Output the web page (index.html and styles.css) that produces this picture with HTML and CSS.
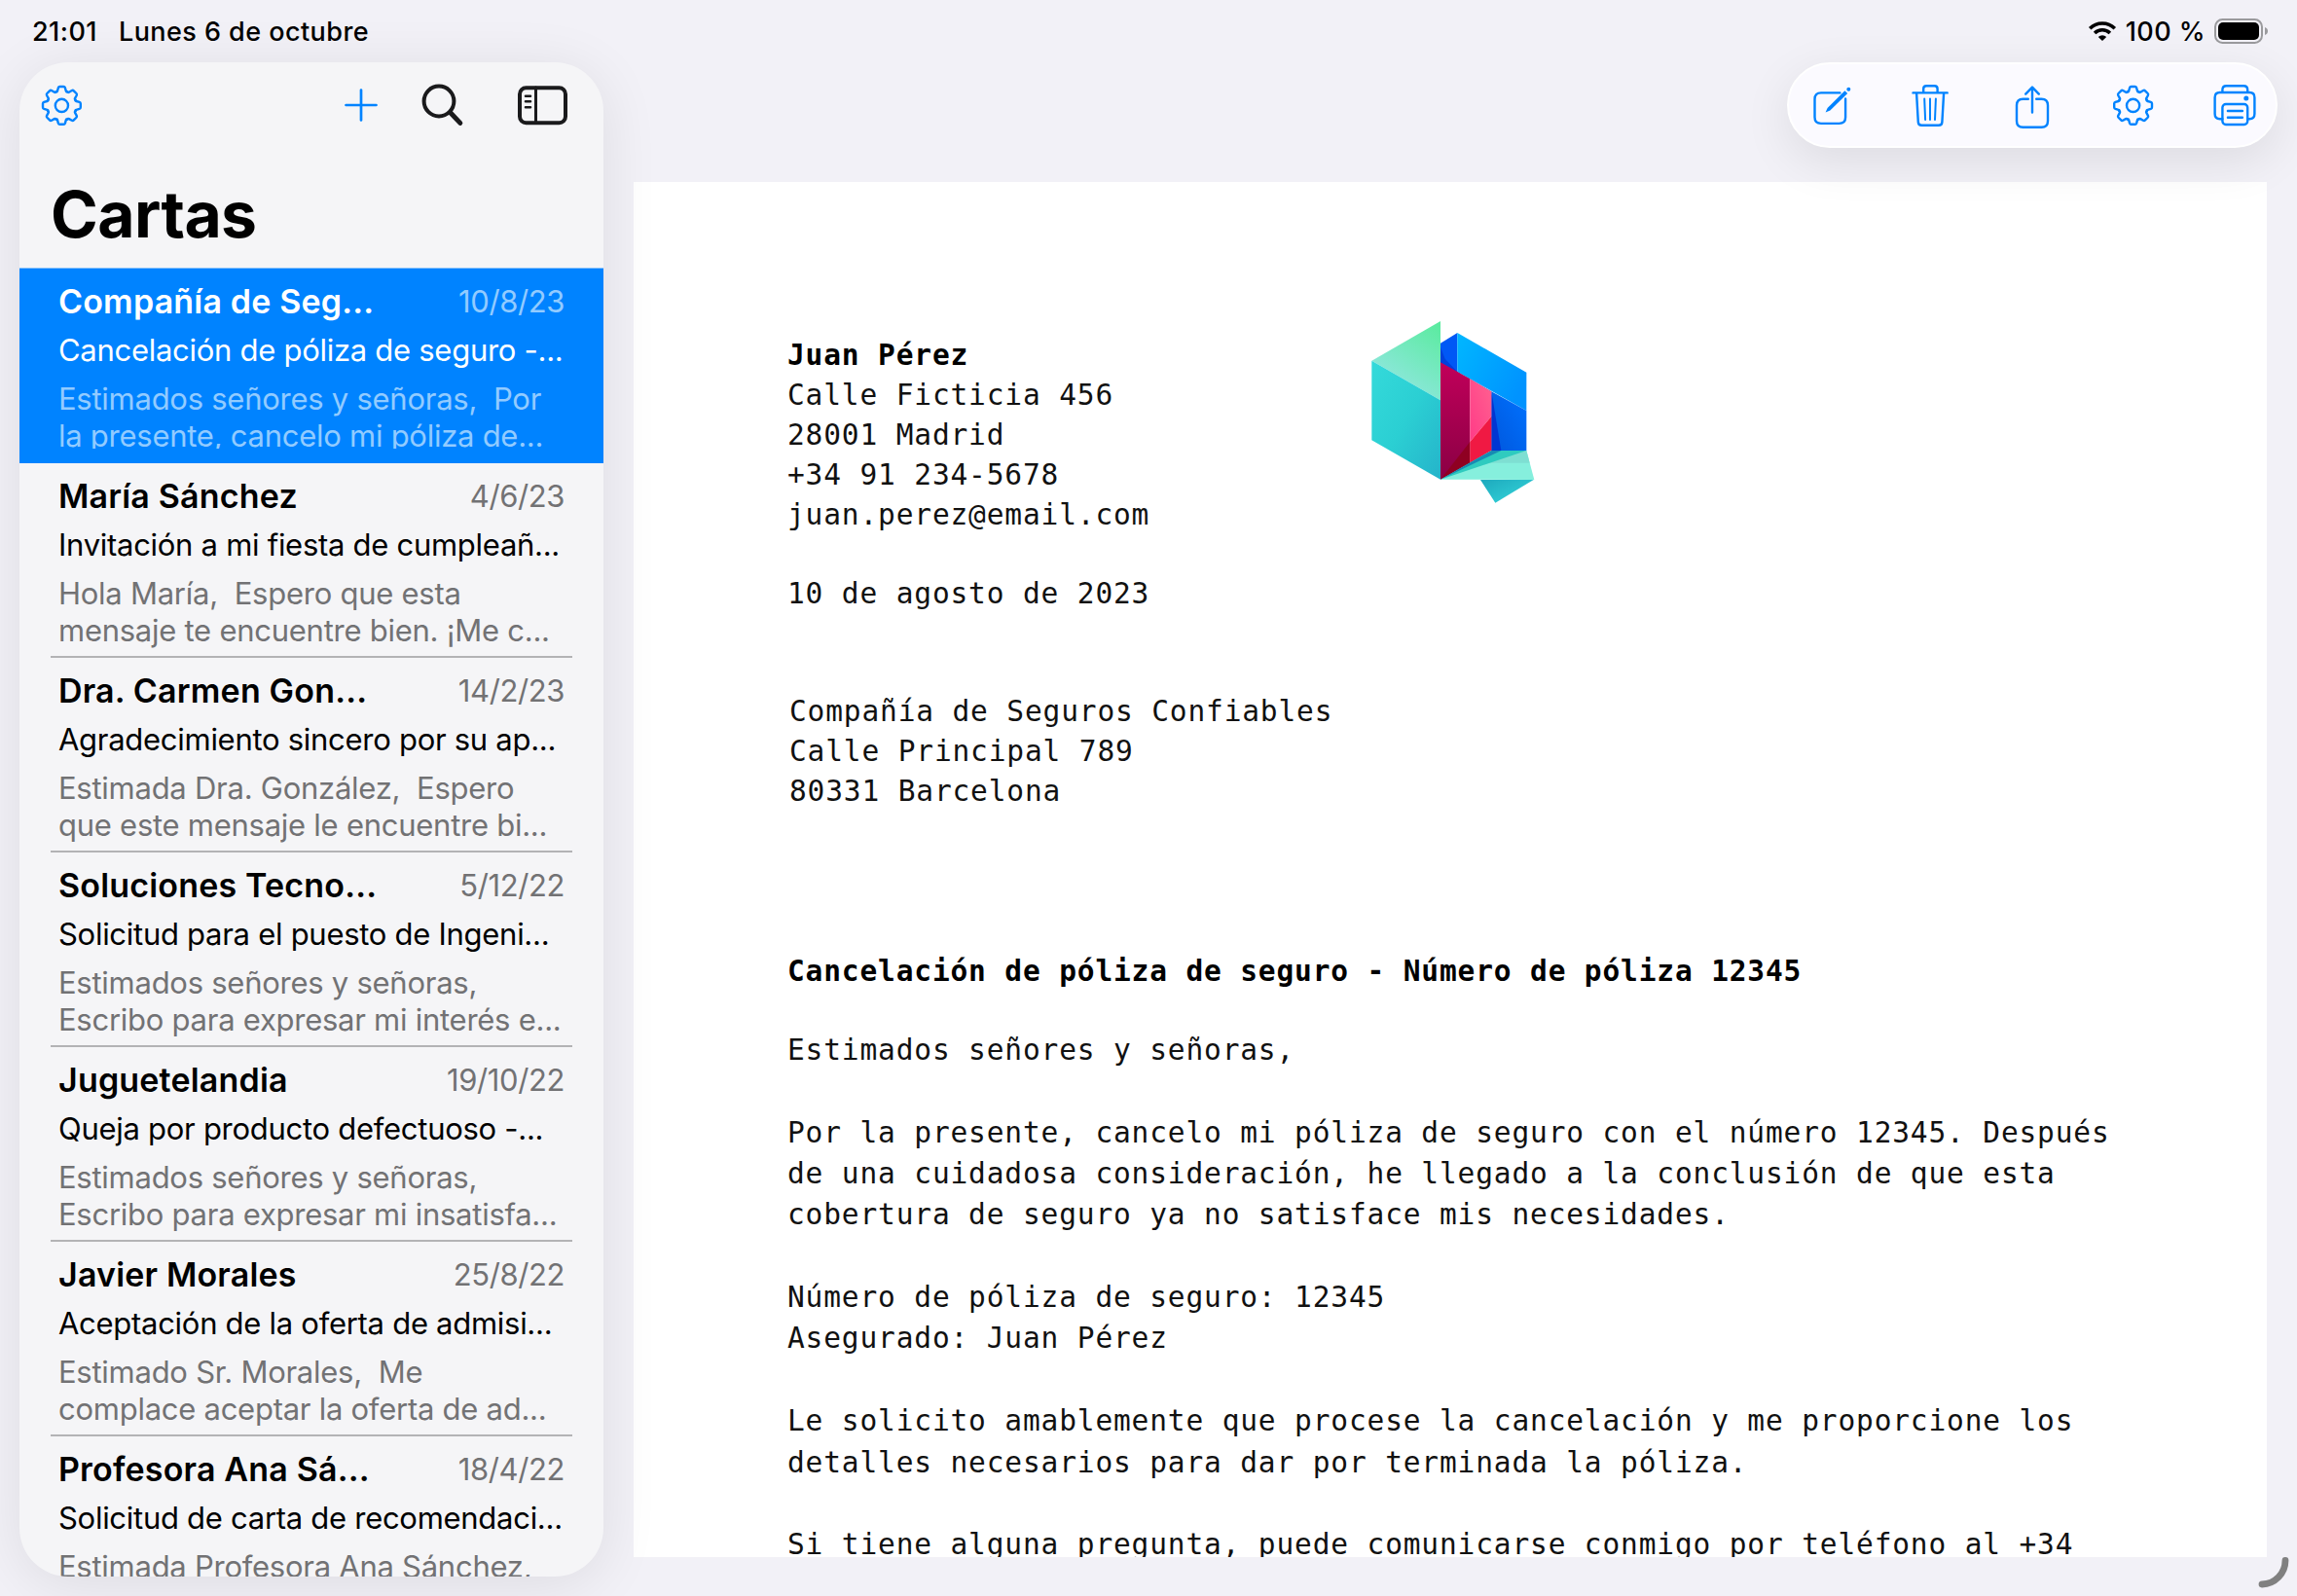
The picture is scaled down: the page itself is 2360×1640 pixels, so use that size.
FILE: index.html
```html
<!DOCTYPE html>
<html lang="es">
<head>
<meta charset="utf-8">
<title>Cartas</title>
<link rel="stylesheet" href="styles.css">
</head>
<body>
<svg class="defs" aria-hidden="true">
  <defs>
    <path id="tooth" d="M-5.85-14.1C-5-13.8-4.6-14.3-4.4-15L-3.5-18.2Q-3.1-19.4-1.9-19.4H1.9Q3.1-19.4 3.5-18.2L4.4-15C4.6-14.3 5-13.8 5.85-14.1"/>
    <symbol id="gear" viewBox="-24 -24 48 48">
      <use href="#tooth"/><use href="#tooth" transform="rotate(45)"/><use href="#tooth" transform="rotate(90)"/><use href="#tooth" transform="rotate(135)"/>
      <use href="#tooth" transform="rotate(180)"/><use href="#tooth" transform="rotate(225)"/><use href="#tooth" transform="rotate(270)"/><use href="#tooth" transform="rotate(315)"/>
      <circle r="6.6"/>
    </symbol>
  </defs>
</svg>
<div class="screen">
  <header class="status">
    <span class="time">21:01</span>
    <span class="date">Lunes 6 de octubre</span>
    <svg class="wifi" viewBox="0 0 30 22"><path d="M2.2 8.2a18.3 18.3 0 0 1 25.6 0M7.1 13a11.4 11.4 0 0 1 15.8 0" fill="none" stroke="#000" stroke-width="3.6"/><path d="M15 21l-4.2-4.1a6 6 0 0 1 8.4 0z"/></svg>
    <span class="percent">100 %</span>
    <svg class="battery" viewBox="0 0 56 26"><rect x="1" y="1" width="48" height="24" rx="7.5" fill="none" stroke="#9a9a9d" stroke-width="2"/><rect x="4" y="4" width="42" height="18" rx="5"/><path d="M52 9q3 1.2 3 4t-3 4z" fill="#9a9a9d"/></svg>
  </header>
  <main class="main">
    <aside class="sidebar">
      <nav class="side-tools">
        <svg class="icon blue" viewBox="-24 -24 48 48"><use href="#gear" x="-23.6" y="-23.6" width="48" height="48"/></svg>
        <svg class="icon blue push" viewBox="0 0 48 48"><path d="M24 8.5v31M8.5 24h31" stroke-width="2.7"/></svg>
        <svg class="icon dark search" viewBox="0 0 48 48"><circle cx="20" cy="20" r="15.4" stroke-width="4"/><path d="M31.5 31.5L41.8 42.4" stroke-width="5"/></svg>
        <svg class="icon dark panel" viewBox="0 0 56 48"><rect x="4" y="6.2" width="47" height="36" rx="6.5" stroke-width="4"/><path d="M20.5 6v36" stroke-width="3"/><path d="M10 14.7h5M10 20.3h5M10 26.2h5" stroke-width="2.6"/></svg>
      </nav>
      <h1 class="title">Cartas</h1>
      <ul class="letters">
        <li class="letter selected"><div class="top"><b class="name">Compañía de Seg...</b><span class="day">10/8/23</span></div><p class="subject">Cancelación de póliza de seguro -...</p><p class="preview">Estimados señores y señoras,&nbsp; Por<br>la presente, cancelo mi póliza de...</p></li>
        <li class="letter"><div class="top"><b class="name">María Sánchez</b><span class="day">4/6/23</span></div><p class="subject">Invitación a mi fiesta de cumpleañ...</p><p class="preview">Hola María,&nbsp; Espero que esta<br>mensaje te encuentre bien. ¡Me c...</p></li>
        <li class="letter"><div class="top"><b class="name">Dra. Carmen Gon...</b><span class="day">14/2/23</span></div><p class="subject">Agradecimiento sincero por su ap...</p><p class="preview">Estimada Dra. González,&nbsp; Espero<br>que este mensaje le encuentre bi...</p></li>
        <li class="letter"><div class="top"><b class="name">Soluciones Tecno...</b><span class="day">5/12/22</span></div><p class="subject">Solicitud para el puesto de Ingeni...</p><p class="preview">Estimados señores y señoras,<br>Escribo para expresar mi interés e...</p></li>
        <li class="letter"><div class="top"><b class="name">Juguetelandia</b><span class="day">19/10/22</span></div><p class="subject">Queja por producto defectuoso -...</p><p class="preview">Estimados señores y señoras,<br>Escribo para expresar mi insatisfa...</p></li>
        <li class="letter"><div class="top"><b class="name">Javier Morales</b><span class="day">25/8/22</span></div><p class="subject">Aceptación de la oferta de admisi...</p><p class="preview">Estimado Sr. Morales,&nbsp; Me<br>complace aceptar la oferta de ad...</p></li>
        <li class="letter"><div class="top"><b class="name">Profesora Ana Sá...</b><span class="day">18/4/22</span></div><p class="subject">Solicitud de carta de recomendaci...</p><p class="preview">Estimada Profesora Ana Sánchez,</p></li>
      </ul>
    </aside>
    <section class="content">
      <nav class="toolbar">
        <svg class="icon blue" viewBox="1857 84 48 48"><path d="M1890.4 95.4H1871q-6.5 0-6.5 6.5v18.6q0 6.4 6.5 6.4h18.6q6.5 0 6.5-6.4V101.5"/><path class="solid" d="M1875.6 115.6l2-4.6L1895.4 93.200l2.800 2.800L1880.300 113.600z"/><circle class="solid" cx="1899.300" cy="91.700" r="2"/></svg>
        <svg class="icon blue" viewBox="1960.500 84 48 48"><path d="M1966 95.400h35.200M1976.700 95v-3.800q0-3 3-3h8.400q3 0 3 3V95M1969.600 95.800l1.700 29.600q.2 3.400 3.600 3.400h17.400q3.400 0 3.600-3.400l1.700-29.600"/><path d="M1977.700 101.500l.9 21.500M1983.500 101.500V123M1989.400 101.500l-.9 21.500" stroke-width="2"/></svg>
        <svg class="icon blue" viewBox="2064 84 48 48"><path d="M2083.800 101.700h-5.300q-6.500 0-6.500 6.500v16q0 6.500 6.500 6.500h19q6.500 0 6.500-6.500v-16q0-6.500-6.500-6.500h-5.300M2088 115.500V90M2081.200 96.600l6.800-7 6.800 7"/></svg>
        <svg class="icon blue" viewBox="-24 -24 48 48"><use href="#gear" x="-24.4" y="-23.6" width="48" height="48"/></svg>
        <svg class="icon blue" viewBox="2271.400 84 48 48"><path d="M2282.800 122.200h-2.600q-5.200 0-5.200-5.200v-16.800q0-5.200 5.200-5.200h30.400q5.200 0 5.200 5.200V117q0 5.200-5.200 5.200h-2M2282.800 94.500v-2.200q0-4 4-4h17.800q4 0 4 4v2.200"/><rect x="2282.800" y="107" width="25.800" height="21" rx="3.500"/><path d="M2288.300 114h15M2288.300 120.700h15"/><circle class="solid" cx="2307.200" cy="101" r="2.500"/></svg>
      </nav>
      <article class="paper">
        <div class="letterhead">
          <address class="sender"><b>Juan Pérez</b>
Calle Ficticia 456
28001 Madrid
+34 91 234-5678
juan.perez@email.com

10 de agosto de 2023</address>
          <svg class="logo" viewBox="0 0 660 660">
            <defs>
              <linearGradient id="g1" x1=".9" y1="0" x2=".3" y2="1"><stop offset="0" stop-color="#5beba0"/><stop offset="1" stop-color="#96e6e6"/></linearGradient>
              <linearGradient id="g2" x1="0" y1="0" x2="1" y2="1"><stop offset="0" stop-color="#34dada"/><stop offset=".5" stop-color="#2bcfd3"/><stop offset="1" stop-color="#25b3ca"/></linearGradient>
              <linearGradient id="g3" x1="0" y1="0" x2="1" y2=".6"><stop offset="0" stop-color="#00b7ff"/><stop offset="1" stop-color="#0093ff"/></linearGradient>
              <linearGradient id="g4" x1="0" y1="0" x2="0" y2="1"><stop offset="0" stop-color="#c1005a"/><stop offset="1" stop-color="#8a0044"/></linearGradient>
              <linearGradient id="g5" x1="0" y1="1" x2="1" y2="0"><stop offset="0" stop-color="#ff3b87"/><stop offset="1" stop-color="#ff6190"/></linearGradient>
              <linearGradient id="g6" x1="0" y1="0" x2="1" y2="1"><stop offset="0" stop-color="#1da9bd"/><stop offset="1" stop-color="#36d8dc"/></linearGradient>
              <linearGradient id="g7" x1="1" y1="0" x2="0" y2="1"><stop offset="0" stop-color="#0072ff"/><stop offset="1" stop-color="#0057dd"/></linearGradient>
            </defs>
            <path fill="#0058f5" d="M300 128l52-32v125l-52-33z"/>
            <path fill="#0041dc" d="M300 140l14 36 38 40 40 28-92-56z"/>
            <path fill="url(#g3)" d="M352 96l213 122v118L352 216z"/>
            <path fill="#0068d5" d="M340 208l12 8 105 61v4z"/>
            <path fill="url(#g7)" d="M457 277l108 59v123H457z"/>
            <path fill="#0036d2" d="M457 277l30 182h-30z"/>
            <path fill="url(#g4)" d="M300 187l91 51v259l-91 51z"/>
            <path fill="#8f0022" d="M391 432v65l-91 51z"/>
            <path fill="url(#g5)" d="M391 238l66 39v76l-66 79z"/>
            <path fill="#f01943" d="M457 353v106l-66 38v-65z"/>
            <path fill="#86efdd" d="M300 548l157-70 108-19 24 90z"/>
            <path fill="#7edfd2" d="M420 497l145-38 10 38z"/>
            <path fill="#2fcbbf" d="M300 548l157-89h108z"/>
            <path fill="#178bb3" d="M300 548l157-89h30z"/>
            <path fill="url(#g6)" d="M423 549h164l-118 71z"/>
            <path fill="url(#g1)" d="M88 182L300 60v244z"/>
            <path fill="url(#g2)" d="M88 182l212 122v244L88 427z"/>
          </svg>
        </div>
        <address class="recipient">Compañía de Seguros Confiables
Calle Principal 789
80331 Barcelona</address>
        <h2 class="re">Cancelación de póliza de seguro - Número de póliza 12345</h2>
        <div class="body">Estimados señores y señoras,

Por la presente, cancelo mi póliza de seguro con el número 12345. Después
de una cuidadosa consideración, he llegado a la conclusión de que esta
cobertura de seguro ya no satisface mis necesidades.

Número de póliza de seguro: 12345
Asegurado: Juan Pérez

Le solicito amablemente que procese la cancelación y me proporcione los
detalles necesarios para dar por terminada la póliza.

Si tiene alguna pregunta, puede comunicarse conmigo por teléfono al +34</div>
      </article>
    </section>
  </main>
  <svg class="corner" viewBox="0 0 40 40"><path d="M28 7.5A24.500 24.500 0 0 1 4 32" fill="none" stroke="#808080" stroke-width="6.800" stroke-linecap="round"/></svg>
</div>
</body>
</html>
```
FILE: styles.css
```css
* { box-sizing: border-box; margin: 0; padding: 0; }
body { background: #f2f1f7; color: #000; font-family: Inter, "Liberation Sans", sans-serif; }
.defs { position: absolute; width: 0; height: 0; }
.screen { position: relative; width: 2360px; height: 1640px; overflow: hidden; display: flex; flex-direction: column; }

.status { height: 64px; display: flex; align-items: center; padding: 0 29px 0 33px; font-size: 27px; font-weight: 500; letter-spacing: .45px; line-height: 65px; white-space: nowrap; }
.time { margin-right: 22px; }
.wifi { width: 30px; height: 22px; margin-left: auto; }
.percent { margin: 0 9px 0 9px; }
.battery { width: 56px; height: 26px; }

.main { flex: 1; min-height: 0; display: flex; }
.sidebar { position: relative; z-index: 1; width: 600px; height: 1556px; margin-left: 20px; overflow: hidden; border-radius: 50px; background: #f5f5f7; box-shadow: 0 8px 60px rgba(0, 0, 0, .09); flex: none; }
.side-tools { display: flex; align-items: center; height: 68px; padding: 20px 34px 0 19px; }
.icon { width: 48px; height: 48px; flex: none; fill: none; stroke-width: 2.4; stroke-linecap: round; stroke-linejoin: round; overflow: visible; }
.blue { stroke: #0083ff; }
.dark { stroke: #1a1a1c; }
.solid { fill: #0083ff; stroke: none; }
.push { margin-left: auto; }
.search { margin-left: 36px; }
.panel { width: 56px; margin-left: 51px; }
.title { margin: 48px 0 16px 32px; font-size: 66px; font-weight: 700; letter-spacing: -.6px; line-height: 80px; }

.letters { list-style: none; }
.letter { position: relative; height: 200px; padding: 14px 40px 0; font-size: 31px; white-space: nowrap; }
.letter::after { content: ""; position: absolute; left: 32px; right: 32px; bottom: 0; height: 2px; background: #b3b3b5; }
.top { display: flex; justify-content: space-between; line-height: 40px; margin-bottom: 10px; }
.name { font-size: 34px; font-weight: 600; letter-spacing: .18px; }
.day { color: #727274; letter-spacing: -.4px; }
.subject { line-height: 40px; margin-bottom: 11px; letter-spacing: -.28px; }
.preview { line-height: 38px; color: #727274; letter-spacing: -.26px; }
.selected { background: #0083ff; color: #fff; box-shadow: 0 -1px 0 #8cc3fb; }
.selected::after { display: none; }
.selected .day, .selected .preview { color: #92cbff; }
.selected .preview { height: 70px; overflow: hidden; }

.content { flex: 1; display: flex; flex-direction: column; padding: 0 20px 0 31px; }
.toolbar { position: relative; z-index: 1; align-self: flex-end; display: flex; align-items: center; justify-content: space-between; width: 504px; height: 88px; padding: 0 18.5px; border: 2px solid #fff; border-radius: 44px; background: #fbfaff; box-shadow: 0 14px 50px rgba(0, 0, 0, .09); }
.paper { width: 1678px; height: 1413px; margin-top: 35px; padding: 123px 0 0 158px; overflow: hidden; background: #fff; font-family: "DejaVu Sans Mono", "Liberation Mono", monospace; font-size: 29.5px; letter-spacing: .85px; line-height: 40.8px; color: #111; }
address { font-style: normal; }
.letterhead { display: flex; height: 321px; }
.sender { width: 571px; padding-top: 35.4px; white-space: pre; }
.logo { width: 220px; height: 220px; }
.recipient { margin: 80px 0 144.2px 2px; white-space: pre; }
.re { font-size: inherit; font-weight: 700; color: #000; }
.sender b { color: #000; }
.body { margin-top: 39.7px; line-height: 42.35px; white-space: pre; }
.corner { position: absolute; left: 2320px; top: 1596px; width: 40px; height: 40px; }
```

::::::::

Copy out every line of the listing that contains the string "styles".

Output the web page (index.html and styles.css) that produces this picture with HTML and CSS.
<link rel="stylesheet" href="styles.css">
FILE: styles.css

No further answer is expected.